▶ WORK TO BE COMPLETED
Read the lines that follow and pick out every one containing the word "full".
=== SUPPLIED DATA ===
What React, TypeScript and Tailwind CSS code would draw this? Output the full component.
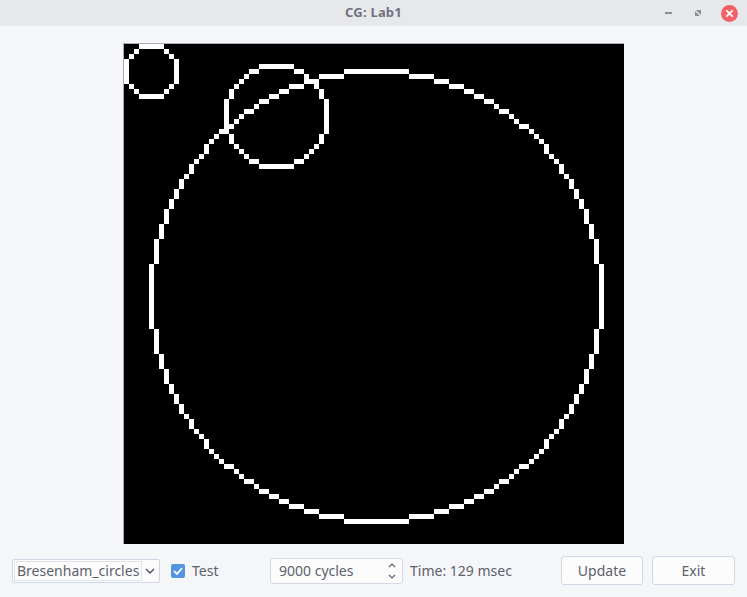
import React from 'react';

const CELL = 5;

// midpoint / Bresenham circle on the 100x100 grid
function circle(cx: number, cy: number, r: number): [number, number][] {
  const pts: [number, number][] = [];
  let x = 0;
  let y = r;
  let d = 3 - 2 * r;
  while (y >= x) {
    const oct: [number, number][] = [
      [x, y], [-x, y], [x, -y], [-x, -y],
      [y, x], [-y, x], [y, -x], [-y, -x],
    ];
    oct.forEach(([a, b]) => pts.push([cx + a, cy + b]));
    if (d < 0) {
      d += 4 * x + 6;
    } else {
      d += 4 * (x - y) + 10;
      y--;
    }
    x++;
  }
  return pts;
}

const pixels = [...circle(5, 5, 5), ...circle(30, 14, 10), ...circle(50, 50, 45)].filter(
  ([x, y]) => x >= 0 && y >= 0 && x < 100 && y < 100,
);

function Canvas() {
  return (
    <svg width={500} height={500} viewBox="0 0 500 500" className="block" shapeRendering="crispEdges">
      <rect width={500} height={500} fill="#000" />
      {pixels.map(([x, y], i) => (
        <rect key={i} x={x * CELL} y={y * CELL} width={CELL} height={CELL} fill="#fff" />
      ))}
    </svg>
  );
}

function TitleBar() {
  return (
    <div className="relative h-[26px] bg-[#e7e8eb] flex items-center justify-center shrink-0">
      <span className="text-[13px] font-bold text-[#6f7380] tracking-[0.2px]">CG: Lab1</span>
      <div className="absolute right-[9px] top-0 h-[26px] flex items-center gap-[16px]">
        <svg width="14" height="14" viewBox="0 0 14 14">
          <rect x="4" y="6" width="7" height="2" fill="#8b8f99" />
        </svg>
        <svg width="14" height="14" viewBox="0 0 14 14">
          <path d="M4 5 L4 10 L9 10 Z M10 4 L5 4 L10 9 Z" fill="#8b8f99" />
        </svg>
        <svg width="17" height="17" viewBox="0 0 17 17">
          <circle cx="8.5" cy="8.5" r="8.5" fill="#f46067" />
          <path d="M5.8 5.8 L11.2 11.2 M11.2 5.8 L5.8 11.2" stroke="#fff" strokeWidth="1.8" strokeLinecap="round" />
        </svg>
      </div>
    </div>
  );
}

export default function App() {
  return (
    <div
      className="w-[747px] h-[597px] flex flex-col bg-[#f5f6f7] text-[#5c616c] overflow-hidden"
      style={{ fontFamily: '"Noto Sans", "DejaVu Sans", sans-serif' }}
    >
      <TitleBar />
      <div className="flex justify-center pt-[17px]">
        <div className="border-l border-t border-[#a9aeb6]">
          <Canvas />
        </div>
      </div>

      <div className="flex items-center h-[54px] pl-[12px] pr-[12px] text-[14px]">
        {/* algorithm combo */}
        <div className="w-[148px] h-[24px] border border-[#cfd6e6] rounded-[2px] bg-[#fcfcfc] flex items-center p-[1px]">
          <div className="flex-1 h-full border border-[#dfe3ea] flex items-center pl-[2px] overflow-hidden whitespace-nowrap">
            Bresenham_circles
          </div>
          <div className="w-[16px] h-full flex items-center justify-center">
            <svg width="10" height="6" viewBox="0 0 10 6">
              <path d="M1 1 L5 5 L9 1" fill="none" stroke="#4a4f5a" strokeWidth="1.4" />
            </svg>
          </div>
        </div>

        {/* test checkbox */}
        <div className="w-[110px] flex items-center pl-[11px]">
          <div className="w-[14px] h-[14px] rounded-[2px] bg-[#5294e2] flex items-center justify-center">
            <svg width="10" height="8" viewBox="0 0 10 8">
              <path d="M1 4 L4 7 L9 1" fill="none" stroke="#fff" strokeWidth="1.8" />
            </svg>
          </div>
          <span className="ml-[7px]">Test</span>
        </div>

        {/* cycles spinbox */}
        <div className="relative w-[133px] h-[26px] border border-[#d3d9e4] rounded-[3px] bg-[#fcfcfc] flex items-center">
          <span className="pl-[8px] flex-1">9000 cycles</span>
          <div className="w-[18px] h-full flex flex-col items-center justify-center gap-[6px] pr-[2px]">
            <svg width="8" height="5" viewBox="0 0 8 5">
              <path d="M1 4 L4 1 L7 4" fill="none" stroke="#5c616c" strokeWidth="1.2" />
            </svg>
            <svg width="8" height="5" viewBox="0 0 8 5">
              <path d="M1 1 L4 4 L7 1" fill="none" stroke="#5c616c" strokeWidth="1.2" />
            </svg>
          </div>
        </div>

        <span className="ml-[7px]">Time: 129 msec</span>

        <div className="flex-1" />

        <button className="w-[82px] h-[29px] border border-[#cfd6e6] rounded-[3px] bg-[#fcfcfc] text-[#5c616c]">
          Update
        </button>
        <button className="ml-[9px] w-[83px] h-[29px] border border-[#cfd6e6] rounded-[3px] bg-[#fcfcfc] text-[#5c616c]">
          Exit
        </button>
      </div>
    </div>
  );
}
===
▶ RESULT OF THIS EXERCISE
What React, TypeScript and Tailwind CSS code would draw this? Output the full component.
          <div className="flex-1 h-full border border-[#dfe3ea] flex items-center pl-[2px] overflow-hidden whitespace-nowrap">
          <div className="w-[16px] h-full flex items-center justify-center">
          <div className="w-[18px] h-full flex flex-col items-center justify-center gap-[6px] pr-[2px]">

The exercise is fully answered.